Benefits and Considerations
Using tags and read preferences allows a few degrees of flexibility that are not possible with hidden members.
Reporting Instances Can Be Easily Added
Because your connection code is declarative, rather than specific to a particular host, to add more nodes for reporting jobs, just add them and tag them, like so:
PRIMARY> rs.add({_id:3, host:"Kusanagi.local:29020", priority:0, tags:{'use':'reporting'}})
Your existing code will make use of the new capacity, and the replica set will continue operating without triggering an election and disconnecting your clients.
Reporting Instances Can Be Shifted or Dropped
The reporting tag can be moved, or even removed if you need to offer read bandwidth to other jobs in a pinch.
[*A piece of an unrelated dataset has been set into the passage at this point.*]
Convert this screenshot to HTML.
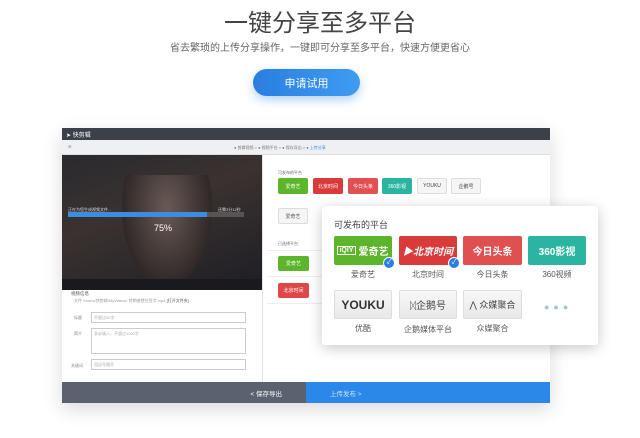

A reconfiguration like this will trigger an election and disconnect all your clients, but this is no worse than any other option. Note: It is an anti-pattern to increase your general capacity by distributing production reads to secondaries. This is only an emergency measure.
Some Drivers Require Manual Sync
The Ruby driver (as of 1.9.2), for example, does not refresh its view of the replica set unless the client is initialized explicitly to do so with refresh_mode: :sync
. Check your driver documentation.
Conclusion
Simple replication setup has been one of my favorite operational aspects of MongoDB since its introduction pre–1.0, when it made MySQL replication look like something out of the stone age. It was a little rough around the edges back then, but has truly come into its own. Whether you use tag sets or hidden members, building a reporting infrastructure atop MongoDB’s replication features simplifies operations, letting you focus on building a great application.